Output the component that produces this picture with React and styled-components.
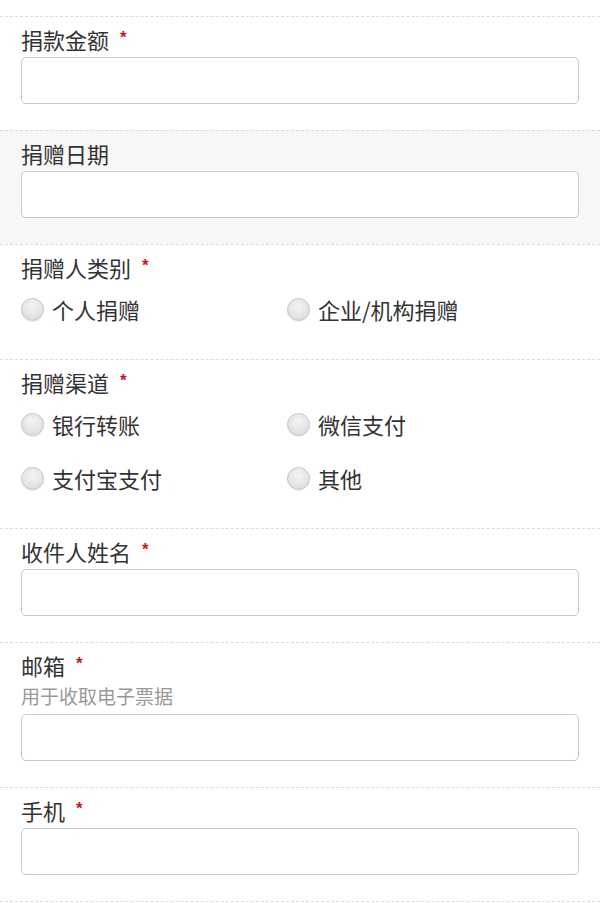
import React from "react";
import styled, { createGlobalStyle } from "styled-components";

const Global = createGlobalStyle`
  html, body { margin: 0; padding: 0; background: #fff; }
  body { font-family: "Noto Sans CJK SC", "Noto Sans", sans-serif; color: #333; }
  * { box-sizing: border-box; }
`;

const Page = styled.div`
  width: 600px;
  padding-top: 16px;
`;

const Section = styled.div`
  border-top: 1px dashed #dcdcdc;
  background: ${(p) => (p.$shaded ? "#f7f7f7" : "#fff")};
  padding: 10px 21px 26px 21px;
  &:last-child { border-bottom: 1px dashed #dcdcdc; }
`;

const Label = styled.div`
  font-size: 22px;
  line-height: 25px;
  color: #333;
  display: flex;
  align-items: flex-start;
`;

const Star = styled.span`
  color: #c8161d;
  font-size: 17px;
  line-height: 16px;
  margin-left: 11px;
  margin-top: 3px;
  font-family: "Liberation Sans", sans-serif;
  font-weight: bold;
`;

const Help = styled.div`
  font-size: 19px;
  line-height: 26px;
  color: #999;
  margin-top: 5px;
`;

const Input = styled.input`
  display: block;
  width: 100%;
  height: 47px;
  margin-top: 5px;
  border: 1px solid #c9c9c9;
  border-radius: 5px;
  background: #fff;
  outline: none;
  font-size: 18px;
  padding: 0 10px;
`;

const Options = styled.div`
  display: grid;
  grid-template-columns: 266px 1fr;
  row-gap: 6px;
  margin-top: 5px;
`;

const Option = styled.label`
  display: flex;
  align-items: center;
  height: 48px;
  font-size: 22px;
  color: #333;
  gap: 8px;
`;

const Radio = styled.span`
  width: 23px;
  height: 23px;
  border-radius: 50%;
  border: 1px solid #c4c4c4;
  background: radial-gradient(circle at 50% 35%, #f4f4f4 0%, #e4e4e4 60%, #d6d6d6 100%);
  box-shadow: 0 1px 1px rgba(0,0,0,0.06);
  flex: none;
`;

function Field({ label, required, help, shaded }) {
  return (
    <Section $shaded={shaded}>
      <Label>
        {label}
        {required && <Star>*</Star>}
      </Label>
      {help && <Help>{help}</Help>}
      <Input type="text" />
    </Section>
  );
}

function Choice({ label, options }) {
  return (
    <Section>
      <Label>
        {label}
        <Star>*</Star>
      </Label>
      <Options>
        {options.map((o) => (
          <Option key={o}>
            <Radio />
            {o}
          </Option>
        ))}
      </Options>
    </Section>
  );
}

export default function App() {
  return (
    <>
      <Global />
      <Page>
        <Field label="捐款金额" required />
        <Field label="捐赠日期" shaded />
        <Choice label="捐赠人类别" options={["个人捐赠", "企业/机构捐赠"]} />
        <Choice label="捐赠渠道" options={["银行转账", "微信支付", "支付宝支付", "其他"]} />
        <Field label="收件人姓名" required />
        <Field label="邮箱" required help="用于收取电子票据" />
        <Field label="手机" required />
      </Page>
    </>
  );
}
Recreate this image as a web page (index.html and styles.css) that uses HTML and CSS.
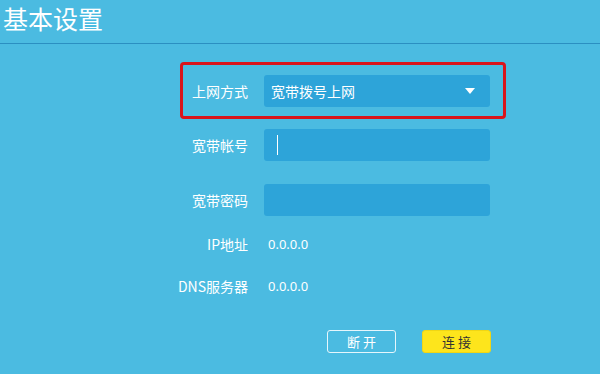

Task description - Drop the images and repeat the data exactly.

Exercise solution -
Output the component that produces this picture with React and styled-components.
import React from "react";
import styled, { createGlobalStyle } from "styled-components";

const Global = createGlobalStyle`
  html, body { margin: 0; padding: 0; background: #fff; }
  body { font-family: "Noto Sans CJK SC", "Noto Sans", sans-serif; color: #333; }
  * { box-sizing: border-box; }
`;

const Page = styled.div`
  width: 600px;
  padding-top: 16px;
`;

const Section = styled.div`
  border-top: 1px dashed #dcdcdc;
  background: ${(p) => (p.$shaded ? "#f7f7f7" : "#fff")};
  padding: 10px 21px 26px 21px;
  &:last-child { border-bottom: 1px dashed #dcdcdc; }
`;

const Label = styled.div`
  font-size: 22px;
  line-height: 25px;
  color: #333;
  display: flex;
  align-items: flex-start;
`;

const Star = styled.span`
  color: #c8161d;
  font-size: 17px;
  line-height: 16px;
  margin-left: 11px;
  margin-top: 3px;
  font-family: "Liberation Sans", sans-serif;
  font-weight: bold;
`;

const Help = styled.div`
  font-size: 19px;
  line-height: 26px;
  color: #999;
  margin-top: 5px;
`;

const Input = styled.input`
  display: block;
  width: 100%;
  height: 47px;
  margin-top: 5px;
  border: 1px solid #c9c9c9;
  border-radius: 5px;
  background: #fff;
  outline: none;
  font-size: 18px;
  padding: 0 10px;
`;

const Options = styled.div`
  display: grid;
  grid-template-columns: 266px 1fr;
  row-gap: 6px;
  margin-top: 5px;
`;

const Option = styled.label`
  display: flex;
  align-items: center;
  height: 48px;
  font-size: 22px;
  color: #333;
  gap: 8px;
`;

const Radio = styled.span`
  width: 23px;
  height: 23px;
  border-radius: 50%;
  border: 1px solid #c4c4c4;
  background: radial-gradient(circle at 50% 35%, #f4f4f4 0%, #e4e4e4 60%, #d6d6d6 100%);
  box-shadow: 0 1px 1px rgba(0,0,0,0.06);
  flex: none;
`;

function Field({ label, required, help, shaded }) {
  return (
    <Section $shaded={shaded}>
      <Label>
        {label}
        {required && <Star>*</Star>}
      </Label>
      {help && <Help>{help}</Help>}
      <Input type="text" />
    </Section>
  );
}

function Choice({ label, options }) {
  return (
    <Section>
      <Label>
        {label}
        <Star>*</Star>
      </Label>
      <Options>
        {options.map((o) => (
          <Option key={o}>
            <Radio />
            {o}
          </Option>
        ))}
      </Options>
    </Section>
  );
}

export default function App() {
  return (
    <>
      <Global />
      <Page>
        <Field label="捐款金额" required />
        <Field label="捐赠日期" shaded />
        <Choice label="捐赠人类别" options={["个人捐赠", "企业/机构捐赠"]} />
        <Choice label="捐赠渠道" options={["银行转账", "微信支付", "支付宝支付", "其他"]} />
        <Field label="收件人姓名" required />
        <Field label="邮箱" required help="用于收取电子票据" />
        <Field label="手机" required />
      </Page>
    </>
  );
}
Recreate this image as a web page (index.html and styles.css) that uses HTML and CSS.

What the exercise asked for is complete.